Вторая причина в том, что Партия возрождения стремится не допустить новой агрессивной поляризации власти, с которой ей пришлось иметь дело, стоя у руля. После обвинений в попустительстве и даже потворстве радикальным салафитским группировкам, которые в 2013 году устроили политические убийства депутатов Шокри Белаид (Chokri Belaïd) и Мохамеда Брахми (Mohamed Brahmi), партия была вынуждена на волне уличных протестов уступить власть технократическому правительству Мехди Джомаа (Mehdi Jomaa) в начале 2014 года.

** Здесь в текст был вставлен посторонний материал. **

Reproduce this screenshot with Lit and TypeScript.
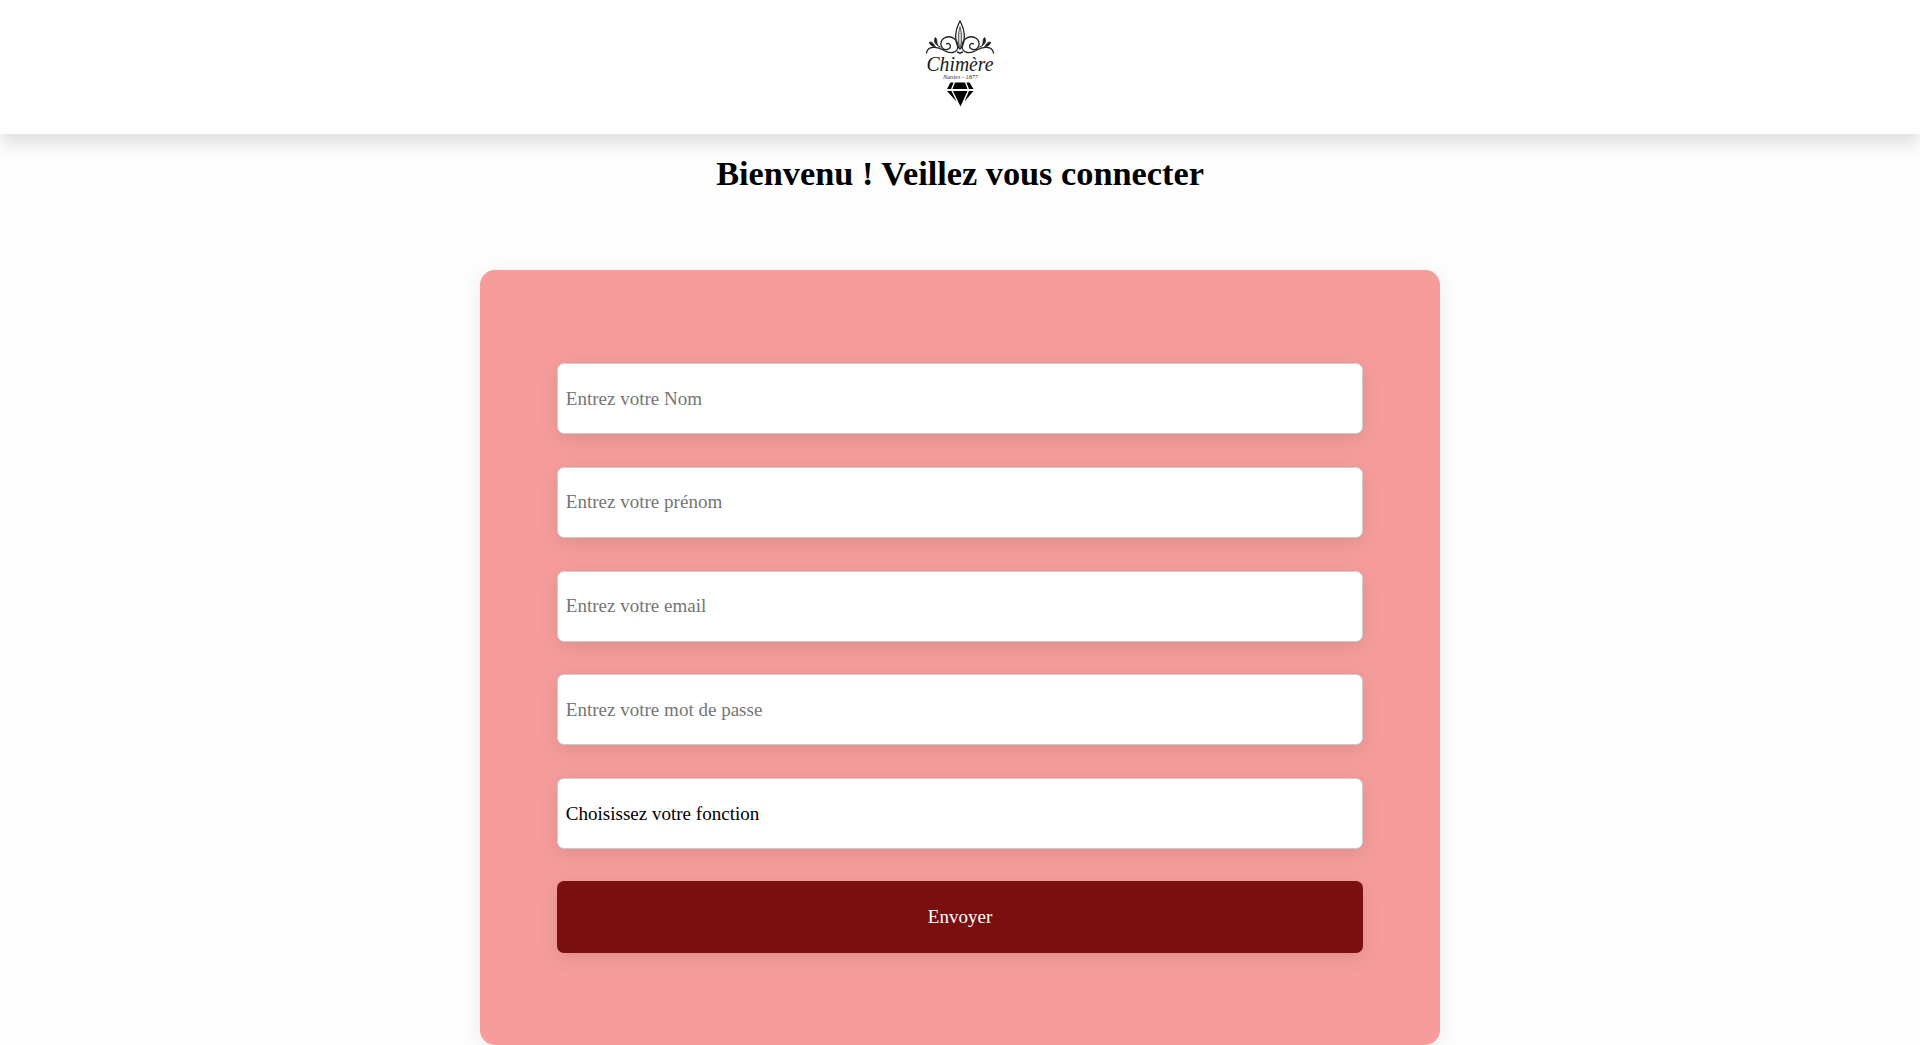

На внутренне противостояние наложилась и геополитическая обстановка в регионе, которая отличалась враждебным отношением к «Братьям-мусульманам» после свержения президента Египта Мохаммеда Мурси армией летом 2013 года. Этот двойной удар вызвал напомнил руководству о гонениях при авторитарных режимах Хабиба Бургибы (Habib Bourguiba) и Зина эль-Абидина Бен Али (Zine el-Abidine Ben Ali). Осознав, что большей части современного Туниса не по душе их исламистский проект, лидеры Партии возрождения сменили методологию, сделав упор на консенсусе, а не борьбе.
Скептическое отношение
Этим объясняется и их принятое после провальных выборов 2014 года решение войти в правительственную коалицию партии нынешнего главы государства Беджи Каида Эс-Себси (Béji Caïd Essebsi) «Нидаа Тунис». Кстати говоря, присутствие последнего на открытии съезда Партии возрождения в Радесе многое говорит о взаимопонимании двух движений. Как бы то ни было, Ганнуши хочет пойти еще дальше и протягивает руку бывшим членам режима Бен Али во имя «национального примирения». Все выглядит так, словно Партия возрождения собирается вновь встать у руля в ближайшем будущем, но предварительно хочет завоевать максимум поддержки, чтобы не допустить изоляции, как во время кризиса 2013 года.

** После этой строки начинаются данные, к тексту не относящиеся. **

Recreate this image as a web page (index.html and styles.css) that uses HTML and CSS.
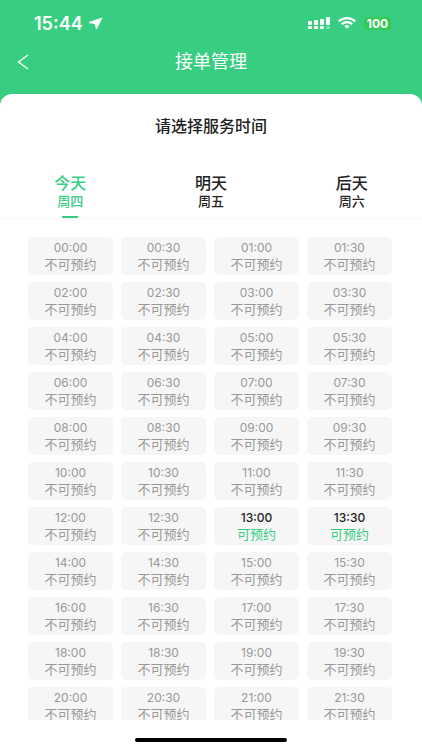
FILE: index.html
```html
<!DOCTYPE html>
<html lang="zh-CN">
<head>
    <meta charset="UTF-8">
    <meta name="viewport" content="width=device-width, initial-scale=1.0">
    <title>接单管理</title>
    <link rel="stylesheet" href="styles.css">
</head>
<body>
    <header class="header">
        <div class="status-bar">
            <span class="clock">15:44</span>
            <svg class="location" width="15" height="13" viewBox="0 0 15 13" fill="#fff" stroke="#fff" stroke-linejoin="round">
                <path d="M14 1 1 5.600 7.200 6.600 8.400 12z"/>
            </svg>
            <div class="status-icons">
                <svg width="22" height="13" viewBox="0 0 22 13" fill="#fff">
                    <rect x="0" y="4" width="4" height="4" rx="1"/>
                    <rect x="6" y="3" width="4" height="5" rx="1"/>
                    <rect x="12" y="2" width="4" height="6" rx="1"/>
                    <rect x="18" y="0" width="4" height="8" rx="1"/>
                    <rect x="0" y="9" width="4" height="3" rx="1"/>
                    <rect x="6" y="9" width="4" height="3" rx="1"/>
                    <rect x="12" y="9" width="4" height="3" rx="1"/>
                    <rect x="18" y="9" width="4" height="3" rx="1" opacity=".35"/>
                </svg>
                <svg width="18" height="12" viewBox="0 0 18 12" fill="none" stroke="#fff" stroke-width="2.2">
                    <path d="M.8 4.400C5.400 0 12.600 0 17.200 4.400"/>
                    <path d="M3.800 7.200c2.900-2.700 7.500-2.700 10.400 0"/>
                    <path d="M6.300 8.900c1.600-1.300 3.800-1.300 5.400 0L9 11.700z" fill="#fff" stroke="none"/>
                </svg>
                <span class="battery">100</span>
            </div>
        </div>
        <div class="nav-bar">
            <button class="back" type="button" aria-label="返回">
                <svg width="12" height="16" viewBox="0 0 12 16" fill="none" stroke="#fff" stroke-width="1.4">
                    <path d="M11 1 1.500 8l9.500 7"/>
                </svg>
            </button>
            <h1>接单管理</h1>
        </div>
    </header>

    <main class="panel">
        <h2>请选择服务时间</h2>
        <div class="tabs">
            <button class="tab active" type="button"><span class="day">今天</span><span class="week">周四</span></button>
            <button class="tab" type="button"><span class="day">明天</span><span class="week">周五</span></button>
            <button class="tab" type="button"><span class="day">后天</span><span class="week">周六</span></button>
        </div>
        <div class="slots" id="slots"></div>
    </main>
    <footer class="home-bar"><div class="home-line"></div></footer>

    <script>
        const slots = document.getElementById('slots');
        // 可预约的时间
        const available = ['13:00', '13:30'];

        // 00:00 到 21:30，每半小时一个时间段
        for (let i = 0; i < 44; i++) {
            const hour = String(Math.floor(i / 2)).padStart(2, '0');
            const time = hour + (i % 2 ? ':30' : ':00');
            const open = available.includes(time);
            const btn = document.createElement('button');
            btn.type = 'button';
            btn.className = open ? 'slot open' : 'slot';
            btn.disabled = !open;
            btn.innerHTML = `<span class="time">${time}</span><span class="state">${open ? '可预约' : '不可预约'}</span>`;
            slots.appendChild(btn);
        }
    </script>
</body>
</html>
```
FILE: styles.css
```css
* {
    box-sizing: border-box;
}
body {
    margin: 0;
    height: 100vh;
    display: flex;
    flex-direction: column;
    background: #38ce82;
    font-family: Inter, "Noto Sans CJK SC", sans-serif;
    color: #222;
}
button {
    border: none;
    padding: 0;
    background: none;
    font-family: inherit;
    color: inherit;
    cursor: pointer;
}
h1, h2 {
    margin: 0;
}
.header {
    color: #fff;
}
.status-bar {
    display: flex;
    align-items: center;
    height: 46px;
    padding: 0 31px 0 34px;
}
.clock {
    font-size: 18px;
    font-weight: 600;
}
.location {
    margin-left: 5px;
}
.status-icons {
    display: flex;
    align-items: center;
    gap: 8px;
    margin-left: auto;
}
.battery {
    width: 27px;
    border-radius: 4px;
    background: #36c759;
    font-size: 12px;
    font-weight: 700;
    line-height: 13px;
    text-align: center;
}
/* 两侧等宽，标题居中 */
.nav-bar {
    display: grid;
    grid-template-columns: 48px 1fr 48px;
    align-items: center;
    height: 48px;
    padding-bottom: 16px;
}
.nav-bar h1 {
    font-size: 18px;
    font-weight: 400;
    line-height: 32px;
    text-align: center;
}
.back {
    display: flex;
    align-items: center;
    height: 32px;
    padding-left: 17px;
}
.panel {
    flex: 1;
    min-height: 0;
    display: flex;
    flex-direction: column;
    background: #fff;
    border-radius: 12px 12px 0 0;
}
.panel h2 {
    padding: 22px 0;
    font-size: 16px;
    font-weight: 500;
    line-height: 20px;
    text-align: center;
}
.tabs {
    display: grid;
    grid-template-columns: repeat(3, 1fr);
    padding-top: 15px;
    border-bottom: 1px solid #f7f7f7;
}
.tab {
    display: flex;
    flex-direction: column;
    align-items: center;
    font-weight: 500;
}
.tab::after {
    content: "";
    width: 16px;
    height: 2px;
    margin-top: 7px;
}
.tab.active {
    color: #38ce82;
}
.tab.active::after {
    background: #38ce82;
}
.day {
    font-size: 16px;
    line-height: 20px;
}
.week {
    font-size: 13px;
    line-height: 16px;
}
.slots {
    flex: 1;
    min-height: 0;
    display: grid;
    grid-template-columns: repeat(4, 1fr);
    grid-auto-rows: 38px;
    gap: 7px 8px;
    margin-top: 18px;
    padding: 0 30px 0 28px;
    overflow-y: auto;
    scrollbar-width: none;
}
.slot {
    display: flex;
    flex-direction: column;
    align-items: center;
    justify-content: center;
    border-radius: 5px;
    background: #f6f6f6;
    color: #999;
}
.time {
    font-size: 12px;
    line-height: 16px;
}
.state {
    font-size: 13px;
    line-height: 16px;
}
.slot.open .time {
    color: #222;
    font-weight: 500;
}
.slot.open .state {
    color: #38ce82;
}
.home-bar {
    display: flex;
    justify-content: center;
    height: 30px;
    padding-top: 18px;
    background: #fff;
}
.home-line {
    width: 36%;
    height: 4px;
    border-radius: 2px;
    background: #000;
}
```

В любом случае, перемены в риторике партии все еще вызывают скепсис у части тунисской общественности, которая весьма сдержанно отзывается о маневрах партии. Разделение политической и религиозной стороны вопроса не в состоянии развеять беспокойство по поводу приписываемых партии планов. «Такое функциональное разделение между политикой и религией носит чисто технический, а не идеологический характер», — предупреждает историк и эксперт по исламистским движениям Алайя Алани (Alaya Allani).
По словам советника бывшего президента страны Монсефа Марзуки (2011-2014 годы, при режиме тройки, когда Партия возрождения была доминирующей силой) Азиза Кришена (Aziz Krichen), движение оказалось в ситуации неразрешимого противоречия. «Ислам все еще остается определяющим фактором в структуре его войск, — продолжает он. — Если Партия возрождения доведет до конца текущий эволюционный процесс, она погубит себя. Если она ничего не предпримет, то тоже погибнет. Поэтому ей придется маневрировать, как и в прошлом. Она органически не в состоянии справиться с фундаментальными проблемами. Поэтому ее новая риторика не является настоящим обновлением. Это лишь навязанные обстоятельствами внешние изменения».
В Партии возрождения осознают внушаемые ей сомнения. «Да, некоторые люди все еще нам не доверяют, — признает один представитель ее руководства. — Нашу искренность подтвердит только история».